* _Short task_
Return precisely the span of lines from the top of the material below to the line containing "</library-page>", both included. Pictures are excluded.

═══ Dataset content ═══

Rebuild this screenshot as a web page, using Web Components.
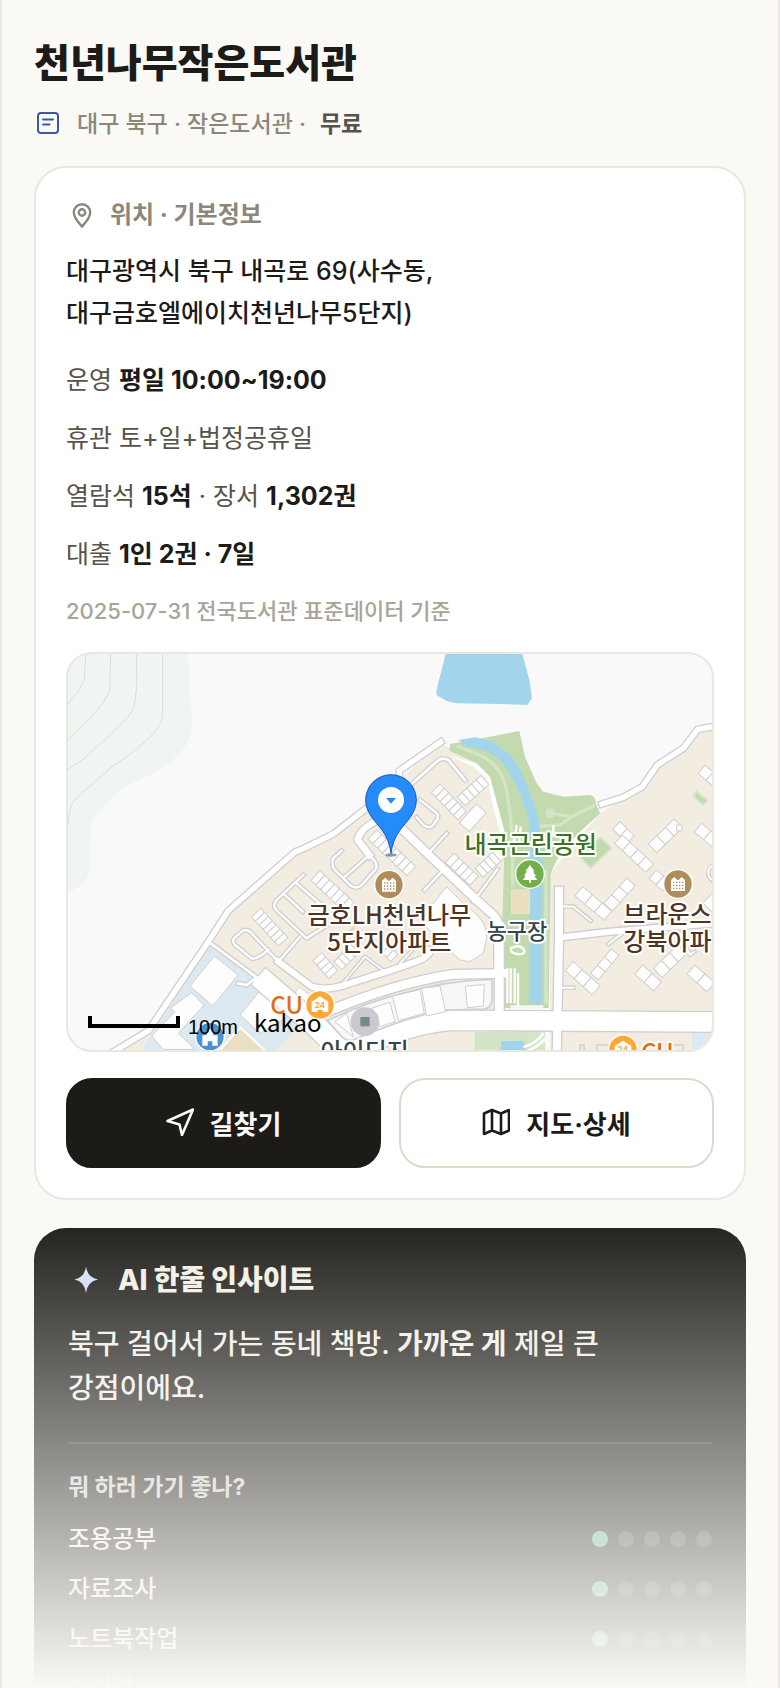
<!DOCTYPE html>
<html lang="ko">
<head>
<meta charset="utf-8">
<meta name="viewport" content="width=device-width, initial-scale=1">
<title>천년나무작은도서관</title>
<style>
  * { box-sizing: border-box; }
  html, body { height: 100%; margin: 0; }
  body {
    background: #faf9f6;
    color: #1c1b17;
    font-family: Inter, "Noto Sans CJK KR", sans-serif;
    font-size: 24px;
    overflow: hidden;
  }
</style>
</head>
<body>
<library-page>
  <library-header slot="header" name="천년나무작은도서관">대구 북구 · 작은도서관 · <strong slot="fee">무료</strong></library-header>
  <info-card heading="위치 · 기본정보">
    <info-row kind="address">대구광역시 북구 내곡로 69(사수동,<br>대구금호엘에이치천년나무5단지)</info-row>
    <info-row>운영 <b>평일 10:00~19:00</b></info-row>
    <info-row>휴관 토+일+법정공휴일</info-row>
    <info-row>열람석 <b>15석</b> · 장서 <b>1,302권</b></info-row>
    <info-row>대출 <b>1인 2권 · 7일</b></info-row>
    <info-row kind="note">2025-07-31 전국도서관 표준데이터 기준</info-row>
    <location-map slot="map"></location-map>
    <action-button slot="actions" icon="route" primary>길찾기</action-button>
    <action-button slot="actions" icon="map">지도·상세</action-button>
  </info-card>
  <insight-card heading="AI 한줄 인사이트" question="뭐 하러 가기 좋나?">
    <span slot="summary">북구 걸어서 가는 동네 책방. <b>가까운 게</b> 제일 큰 강점이에요.</span>
    <score-row score="1">조용공부</score-row>
    <score-row score="1">자료조사</score-row>
    <score-row score="1">노트북작업</score-row>
    <score-row score="3">아이랑</score-row>
  </insight-card>
</library-page>

<script>
class LibraryPage extends HTMLElement {
  connectedCallback() {
    this.attachShadow({ mode: 'open' });
    this.shadowRoot.innerHTML = `
      <style>
        :host {
          display: block;
          box-sizing: border-box;
          position: relative;
          height: 100vh;
          overflow: hidden;
          padding: 34px 32px;
          border: solid #e9e7e0;
          border-width: 0 2px;
          background: #faf9f6;
        }
        main { display: flex; flex-direction: column; gap: 28px; }
        .fade {
          position: absolute;
          inset: auto -2px 0;
          height: 480px;
          background: linear-gradient(rgba(250, 249, 246, 0), #faf9f6);
          pointer-events: none;
        }
      </style>
      <slot name="header"></slot>
      <main><slot></slot></main>
      <div class="fade"></div>
    `;
  }
}

class LibraryHeader extends HTMLElement {
  connectedCallback() {
    this.attachShadow({ mode: 'open' });
    this.shadowRoot.innerHTML = `
      <style>
        :host { display: block; margin-bottom: 22px; }
        h1 { margin: 0 0 12px; font-size: 39px; line-height: 58px; font-weight: 800; }
        p {
          display: flex;
          align-items: center;
          gap: 14px;
          margin: 0;
          color: #8b877b;
          font-size: 23px;
          line-height: 40px;
          font-weight: 500;
        }
        svg { width: 28px; height: 28px; color: #3b58a8; margin-left: 1px; }
        ::slotted(strong) { color: #56534a; font-weight: 600; }
      </style>
      <h1>${this.getAttribute('name')}</h1>
      <p>
        <svg viewBox="0 0 28 28" fill="none" stroke="currentColor" stroke-width="2" stroke-linecap="round">
          <rect x="3" y="3" width="20" height="20" rx="3"/><path d="M8 9.500h10M8 14.500h6.500"/>
        </svg>
        <span><slot></slot></span><slot name="fee"></slot>
      </p>
    `;
  }
}

class InfoCard extends HTMLElement {
  connectedCallback() {
    this.attachShadow({ mode: 'open' });
    this.shadowRoot.innerHTML = `
      <style>
        :host {
          display: block;
          padding: 30px;
          background: #fff;
          border: 2px solid #e9e7e0;
          border-radius: 32px;
        }
        h2 {
          display: flex;
          align-items: center;
          gap: 12px;
          margin: 0 0 18px;
          color: #8b877b;
          font-size: 24px;
          line-height: 34px;
          font-weight: 700;
        }
        h2 svg { width: 32px; height: 32px; }
        .rows { display: flex; flex-direction: column; gap: 22px; margin-bottom: 24px; }
        .actions { display: flex; gap: 18px; margin-top: 26px; }
      </style>
      <h2>
        <svg viewBox="0 0 32 32" fill="none" stroke="currentColor" stroke-width="2.400">
          <path d="M16 27.500c-4-4.500-8.200-8.700-8.200-14a8.200 8.200 0 0 1 16.400 0c0 5.300-4.200 9.500-8.200 14z"/>
          <circle cx="16" cy="13.500" r="3.200"/>
        </svg>
        ${this.getAttribute('heading')}
      </h2>
      <div class="rows"><slot></slot></div>
      <slot name="map"></slot>
      <div class="actions"><slot name="actions"></slot></div>
    `;
  }
}

class InfoRow extends HTMLElement {
  connectedCallback() {
    this.attachShadow({ mode: 'open' });
    this.shadowRoot.innerHTML = `
      <style>
        :host { display: block; color: #56534a; font-size: 25px; line-height: 36px; }
        :host([kind="address"]) { margin-bottom: 6px; color: #1c1b17; line-height: 42px; font-weight: 500; }
        :host([kind="note"]) { color: #a8a498; font-size: 22px; line-height: 34px; font-weight: 500; }
        ::slotted(b) { color: #1c1b17; font-weight: 700; }
      </style>
      <slot></slot>
    `;
  }
}

const ICONS = {
  route: '<path d="M27 1.500L1.500 13l12 3.500L16 27z"/>',
  map: '<path d="M2 5.500l8-3.500 9 3.500L27 2v20.500l-8 3.500-9-3.500L2 26zM10 2v20.500M19 5.500V26"/>'
};

class ActionButton extends HTMLElement {
  connectedCallback() {
    this.attachShadow({ mode: 'open' });
    this.shadowRoot.innerHTML = `
      <style>
        :host { display: block; flex: 1; }
        button {
          display: flex;
          align-items: center;
          justify-content: center;
          gap: 16px;
          width: 100%;
          height: 90px;
          padding: 0 0 2px;
          border: 2px solid #dddace;
          border-radius: 26px;
          background: #fff;
          color: #1c1b17;
          font: inherit;
          font-size: 26px;
          font-weight: 700;
          cursor: pointer;
        }
        :host([primary]) button { background: #1c1b17; border-color: #1c1b17; color: #faf9f6; }
        svg { width: 28px; height: 28px; }
      </style>
      <button type="button">
        <svg viewBox="0 0 28 28" fill="none" stroke="currentColor" stroke-width="2.600" stroke-linejoin="round">${ICONS[this.getAttribute('icon')]}</svg>
        <slot></slot>
      </button>
    `;
  }
}

class InsightCard extends HTMLElement {
  connectedCallback() {
    this.attachShadow({ mode: 'open' });
    this.shadowRoot.innerHTML = `
      <style>
        :host {
          display: block;
          padding: 32px 34px;
          border-radius: 32px;
          background: #1c1b17;
          color: #f2efe6;
        }
        h2 {
          display: flex;
          align-items: center;
          gap: 14px;
          margin: 0 0 22px;
          font-size: 28px;
          line-height: 40px;
          font-weight: 800;
        }
        h2 svg { width: 36px; height: 36px; }
        p {
          max-width: 560px;
          margin: 0;
          padding-bottom: 32px;
          font-size: 28px;
          line-height: 44px;
          font-weight: 500;
        }
        section { border-top: 2px solid rgba(255, 255, 255, 0.12); padding-top: 26px; }
        h3 { margin: 0 0 10px; font-size: 23px; line-height: 34px; font-weight: 700; color: #d3d0c6; }
        ::slotted(span) { word-break: keep-all; }
      </style>
      <h2>
        <svg viewBox="0 0 36 36"><path fill="#d3dcf7" d="M18 4.500Q19.500 15.500 30 17.500Q19.500 19.500 18 31Q16.500 19.500 6.500 17.500Q16.500 15.500 18 4.500z"/></svg>
        ${this.getAttribute('heading')}
      </h2>
      <p><slot name="summary"></slot></p>
      <section>
        <h3>${this.getAttribute('question')}</h3>
        <slot></slot>
      </section>
    `;
  }
}

class ScoreRow extends HTMLElement {
  connectedCallback() {
    const score = Number(this.getAttribute('score'));
    let dots = '';
    for (let i = 0; i < 5; i++) dots += `<i class="${i < score ? 'on' : ''}"></i>`;
    this.attachShadow({ mode: 'open' });
    this.shadowRoot.innerHTML = `
      <style>
        :host {
          display: flex;
          align-items: center;
          justify-content: space-between;
          font-size: 24px;
          line-height: 50px;
          font-weight: 500;
        }
        .dots { display: flex; gap: 10px; }
        i { width: 16px; height: 16px; border-radius: 50%; background: rgba(255, 255, 255, 0.16); }
        i.on { background: #58b48c; }
      </style>
      <slot></slot>
      <span class="dots">${dots}</span>
    `;
  }
}

// Map geometry is in map units, three to a pixel at full width.
const ROADS = [
  ['M120 1260L265 1172L445 905L505 812L705 636L730 626L820 582L915 508L1018 436V392L1142 306', 24],
  ['M1055 432L1130 365Q1145 350 1165 360L1215 420', 16],
  ['M960 530Q1000 540 1040 580L1110 648L1250 780L1300 825Q1315 840 1315 860V1000', 32],
  ['M975 530Q900 560 893 600L928 645', 28],
  ['M845 632L820 655Q812 675 825 690L870 735Q890 750 905 735L945 690Q960 670 925 645M855 710L925 648', 15],
  ['M1070 532L1090 555Q1108 568 1120 555L1130 540Q1140 525 1125 515L1080 480', 15],
  ['M1160 580L1110 635M1093 750L1150 690M1240 785L1312 688', 15],
  ['M730 705L650 780Q637 795 648 810L740 895L810 850M710 730L790 800M675 765L728 815M720 890L655 965', 15],
  ['M655 965L570 875Q555 865 545 875L522 895Q515 905 525 915L575 955Q590 960 625 930', 15],
  ['M455 912L540 975L590 1012L560 1035L535 1030', 16],
  ['M655 965L755 1040Q800 1055 870 1030L990 992L1060 968Q1112 950 1110 930', 26],
  ['M850 1028L915 950L975 995M1020 970L1080 905', 13],
  ['M620 1030L770 1160L860 1250', 72],
  ['M790 1120Q1000 1030 1180 1003L1330 1000', 34],
  ['M860 1240Q1030 1150 1180 1141L1960 1146', 66],
  ['M1318 860V1130', 34],
  ['M1497 752V900L1490 1250', 32],
  ['M1495 893L1650 875L1960 850', 26],
  ['M1500 798L1540 800L1592 842M1500 1043H1540M1645 912L1700 870M1860 880L1890 945L1903 935', 14],
  ['M1960 675Q1935 690 1950 715L1980 740', 14],
  ['M1626 492L1690 472L1747 440L1792 375L1870 325L1913 268L1970 258', 24]
];

// x, y, angle, cells, cell width, depth
const BUILDINGS = [
  [780, 692, 43, 7, 20, 40], [602, 805, 47, 7, 17, 38], [950, 570, 43, 8, 20, 38],
  [1140, 432, 46, 6, 19, 36], [1192, 470, -42, 5, 19, 36], [1182, 640, 43, 5, 20, 38],
  [1245, 685, -42, 5, 18, 36], [785, 938, 48, 4, 18, 36], [822, 965, -45, 4, 18, 34],
  [975, 905, 45, 3, 18, 30], [1198, 548, -48, 1, 76, 40],
  [1680, 545, 44, 2, 30, 32], [1687, 585, 43, 4, 32, 34], [1765, 612, -44, 3, 36, 36],
  [1790, 690, 42, 2, 28, 34], [1568, 740, 40, 3, 38, 36], [1632, 790, -48, 3, 34, 34],
  [1540, 965, 42, 3, 36, 36], [1592, 1000, -50, 3, 32, 30], [1748, 975, 42, 2, 38, 36],
  [1780, 985, -44, 3, 34, 38], [1905, 975, 42, 2, 40, 36], [1935, 376, 40, 2, 32, 32],
  [1925, 550, 40, 2, 36, 34], [1956, 760, 44, 1, 60, 40]
];

class LocationMap extends HTMLElement {
  connectedCallback() {
    const stroke = (color, inset) => ROADS.map(([d, w]) => `<path d="${d}" stroke="${color}" stroke-width="${w - inset}"/>`).join('');
    const buildings = BUILDINGS.map(([x, y, a, n, w, h]) => {
      let cells = '';
      for (let i = 0; i < n; i++) cells += `<rect x="${i * w}" width="${w}" height="${h}"/>`;
      return `<g transform="translate(${x} ${y}) rotate(${a})">${cells}</g>`;
    }).join('');
    const apartment = (x, y) => `
      <g transform="translate(${x} ${y})">
        <circle r="43" fill="#b08c5a" stroke="#fff" stroke-width="4"/>
        <path d="M-21 21V-12L-11-21L-2-12L2-12L11-21L21-12V21z" fill="#fff"/>
        <path d="M-13-7V17M-4-7V17M5-7V17M14-7V17" stroke="#b08c5a" stroke-width="4" stroke-dasharray="4 5"/>
      </g>`;
    const store = (x, y) => `
      <g transform="translate(${x} ${y})">
        <circle r="43" fill="#fca834" stroke="#fff" stroke-width="4"/>
        <path d="M0-26L25-10V21H8V14H-8V21H-25V-10z" fill="#fff"/>
        <text class="tiny" y="9" text-anchor="middle">24</text>
      </g>`;
    this.attachShadow({ mode: 'open' });
    this.shadowRoot.innerHTML = `
      <style>
        :host {
          display: block;
          overflow: hidden;
          border: 2px solid #e9e7e0;
          border-radius: 26px;
          background: #f9f9f9;
        }
        svg { display: block; width: 100%; height: 396px; }
        text {
          font-family: "Noto Sans CJK KR", sans-serif;
          font-size: 72px;
          font-weight: 500;
          paint-order: stroke;
          stroke: #fff;
          stroke-width: 12px;
          stroke-linejoin: round;
        }
        .apt { fill: #4f3424; }
        .park { fill: #3d7122; }
        .place { fill: #35454f; }
        .small { font-size: 66px; }
        .cu { fill: #e0700f; }
        .tiny { font: 700 24px Inter, sans-serif; fill: #fca834; stroke: none; }
        .scale { font: 60px "Liberation Sans", sans-serif; stroke: none; }
        .brand { font-weight: 400; stroke: none; }
      </style>
      <svg viewBox="24 42 1932 1188" preserveAspectRatio="xMidYMid slice" role="img" aria-label="도서관 위치 지도" fill="none" stroke-linejoin="round">
        <path fill="#eff5f1" d="M24 42H384L388 150L396 240Q396 290 375 320Q340 370 260 410Q200 435 180 450Q130 500 95 540Q88 600 87 690Q80 735 24 757z"/>
        <path stroke="#d9dedb" stroke-width="3" d="M77 42L73 120L55 155L24 192M152 42L149 150L132 185L90 236L24 300M230 42L229 150L222 202L204 232L150 285L72 355L24 388M308 42V232Q305 255 262 300Q210 345 150 385L45 478Q30 490 24 555"/>
        <path fill="#a2d5eb" d="M1157 42H1387L1408 120L1416 175L1402 195L1320 192L1190 190L1160 183L1130 165Q1128 155 1132 140z"/>
        <path fill="#f3ede1" d="M150 1240L270 1165L445 905L505 805L705 630L820 575L1147 312L1250 370L1290 410L1335 570L1330 1240zM1470 1240V700L1620 520L1745 445L1795 375L1870 325L1915 265H1960V1240z"/>
        <path fill="#dce9f0" d="M445 918L600 1020L740 1140L640 1240H240L330 1100z"/>
        <path fill="#dce9f0" d="M1896 1170H1960V1240H1896z"/>
        <g fill="#fdfdfe" stroke="#cfcfd1" stroke-width="3">
          <path d="M463 948L535 1005L458 1098L390 1038zM395 1058L432 1095L355 1180L405 1228H310L275 1188L345 1115L330 1105zM598 1055L690 1125L600 1180L540 1125zM718 1040L770 1080L750 1100L705 1058z"/>
        </g>
        <path fill="#e9dfc3" stroke="#fff" stroke-width="6" d="M540 1162L620 1236H475z"/>

        <path fill="#fff" d="M1165 345L1250 372L1290 400L1335 560V600H1325L1315 560L1280 415L1240 380z"/>
        <path fill="#c3daae" d="M1170 312L1290 290L1378 273L1395 350L1430 430L1450 455L1510 470L1590 465Q1606 466 1608 490L1620 520L1560 575L1500 640L1472 700L1466 1104H1330L1325 900L1335 580L1290 410L1250 370L1168 332z"/>
        <path stroke="#d3e5c4" stroke-width="10" d="M1190 318L1270 350Q1325 380 1340 450L1350 520L1358 600V740M1458 690V1090M1475 520L1535 530L1605 495M1420 560L1500 555L1535 530"/>
        <circle cx="1470" cy="520" r="15" fill="#d3e5c4"/>
        <path fill="#a2d5eb" d="M1195 300L1245 292L1300 305L1350 345Q1380 380 1400 430L1435 530L1447 640V1092H1407L1410 560Q1400 500 1355 410Q1325 350 1270 330L1220 318z"/>
        <path fill="#e9dfc0" stroke="#efe6c4" stroke-width="3" d="M1355 750H1408V820H1355z"/>
        <path fill="#c3daae" stroke="#d3e5c4" stroke-width="6" d="M1622 592L1654 625L1592 684L1560 650zM1910 455L1942 482L1930 494L1900 468z"/>

        <g stroke-linecap="square">${stroke('#cfcfd1', 0)}</g>
        <g stroke-linecap="square">${stroke('#fff', 8)}</g>
        <path stroke="#fff" stroke-width="7" d="M1342 985V1090M1352 985V1090M1364 985V1090M1374 1000V1100M1352 1100H1450M1370 555L1362 610M1382 560L1376 620M1480 555V590M1352 925Q1380 910 1392 930Q1398 945 1370 942Q1352 940 1352 925z"/>
        <g fill="#fdfdfd" stroke="#cfcfd1" stroke-width="3">
          ${buildings}
          <path d="M1160 740L1205 785L1245 820Q1280 850 1280 890L1270 940L1230 965L1200 960L1140 905L1080 840z"/>
          <path d="M1850 555H1866V572H1850z"/>
        </g>
        <path fill="#f7f7f8" stroke="#cfcfd1" stroke-width="5" d="M802 1142Q920 1085 1030 1060Q1150 1022 1296 1018V1085Q1290 1106 1270 1107L1160 1110Q1040 1130 880 1200Q860 1205 845 1190z"/>
        <path fill="#fdfdfd" stroke="#cfcfd1" stroke-width="3" d="M825 1145L860 1120L880 1190zM935 1105L990 1087L1005 1145L960 1160zM998 1068L1080 1049L1093 1120L1015 1142zM1085 1045L1140 1038L1157 1115L1100 1128zM1216 1038L1273 1034L1270 1098L1222 1103z"/>
        <path fill="#d3e5c4" d="M1244 1176H1455V1240H1244z"/>
        <path fill="#a2d5eb" d="M1325 1204L1390 1202L1400 1240H1318z"/>
        <path stroke="#fff" stroke-width="8" d="M1390 1222Q1430 1210 1450 1180M1405 1232Q1440 1215 1456 1195"/>
        <path stroke="#cfcfd1" stroke-width="5" d="M1560 1232V1215H1572V1232M1610 1232V1215H1680M1835 1215H1870V1232"/>
        <path fill="#e6a94a" opacity=".4" d="M860 880L880 858L885 865L865 885z"/>

        ${apartment(987, 734)}
        ${apartment(1854, 732)}
        ${store(1689, 1228)}
        <text class="cu" x="1743" y="1262">CU</text>
        <circle cx="1410" cy="702" r="43" fill="#72b04c" stroke="#fff" stroke-width="4"/>
        <path fill="#fff" d="M1410 675L1424 694H1419L1428 708H1423L1432 720H1413V728H1407V720H1388L1397 708H1392L1401 694H1396z"/>
        <circle cx="450" cy="1190" r="43" fill="#4b92d0" stroke="#fff" stroke-width="4"/>
        <path fill="#fff" d="M450 1166L460 1175V1186H473V1217H457V1204H443V1217H427V1186H440V1175z"/>

        <text class="apt" x="988" y="853" text-anchor="middle">금호LH천년나무</text>
        <text class="apt" x="988" y="932" text-anchor="middle">5단지아파트</text>
        <text class="apt" x="1690" y="849">브라운스</text>
        <text class="apt" x="1690" y="930">강북아파</text>
        <text class="park" x="1412" y="640" text-anchor="middle">내곡근린공원</text>
        <text class="place small" x="1371" y="897" text-anchor="middle">농구장</text>
        <text class="place" x="914" y="1260" text-anchor="middle">아이디지</text>
        <text class="cu" x="631" y="1122">CU</text>
        ${store(780, 1095)}
        <circle cx="915" cy="1145" r="43" fill="#c9c9cf"/>
        <path fill="#77878c" d="M901 1131H929V1159H901z"/>

        <ellipse cx="993" cy="645" rx="17" ry="5" fill="#555" opacity=".6"/>
        <path fill="#258bfb" stroke="#1757c4" stroke-width="3" d="M993 640Q988 600 966 570C948 546 917 520 917 480A76 76 0 0 1 1069 480C1069 520 1038 546 1020 570Q998 600 993 640z"/>
        <circle cx="993" cy="480" r="39" fill="#fff"/>
        <path fill="#258bfb" d="M978 474H1008L993 491z"/>

        <path stroke="#000" stroke-width="12" stroke-linejoin="miter" d="M90 1128V1158H354V1128"/>
        <text class="scale" x="384" y="1182" fill="#000">100m</text>
        <text class="brand" x="582" y="1175" fill="#000">kakao</text>
      </svg>
    `;
  }
}

customElements.define('library-page', LibraryPage);
customElements.define('library-header', LibraryHeader);
customElements.define('info-card', InfoCard);
customElements.define('info-row', InfoRow);
customElements.define('action-button', ActionButton);
customElements.define('insight-card', InsightCard);
customElements.define('score-row', ScoreRow);
customElements.define('location-map', LocationMap);
</script>
</body>
</html>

═══

* _Output for this exercise_
Rebuild this screenshot as a web page, using Web Components.
<!DOCTYPE html>
<html lang="ko">
<head>
<meta charset="utf-8">
<meta name="viewport" content="width=device-width, initial-scale=1">
<title>천년나무작은도서관</title>
<style>
  * { box-sizing: border-box; }
  html, body { height: 100%; margin: 0; }
  body {
    background: #faf9f6;
    color: #1c1b17;
    font-family: Inter, "Noto Sans CJK KR", sans-serif;
    font-size: 24px;
    overflow: hidden;
  }
</style>
</head>
<body>
<library-page>
  <library-header slot="header" name="천년나무작은도서관">대구 북구 · 작은도서관 · <strong slot="fee">무료</strong></library-header>
  <info-card heading="위치 · 기본정보">
    <info-row kind="address">대구광역시 북구 내곡로 69(사수동,<br>대구금호엘에이치천년나무5단지)</info-row>
    <info-row>운영 <b>평일 10:00~19:00</b></info-row>
    <info-row>휴관 토+일+법정공휴일</info-row>
    <info-row>열람석 <b>15석</b> · 장서 <b>1,302권</b></info-row>
    <info-row>대출 <b>1인 2권 · 7일</b></info-row>
    <info-row kind="note">2025-07-31 전국도서관 표준데이터 기준</info-row>
    <location-map slot="map"></location-map>
    <action-button slot="actions" icon="route" primary>길찾기</action-button>
    <action-button slot="actions" icon="map">지도·상세</action-button>
  </info-card>
  <insight-card heading="AI 한줄 인사이트" question="뭐 하러 가기 좋나?">
    <span slot="summary">북구 걸어서 가는 동네 책방. <b>가까운 게</b> 제일 큰 강점이에요.</span>
    <score-row score="1">조용공부</score-row>
    <score-row score="1">자료조사</score-row>
    <score-row score="1">노트북작업</score-row>
    <score-row score="3">아이랑</score-row>
  </insight-card>
</library-page>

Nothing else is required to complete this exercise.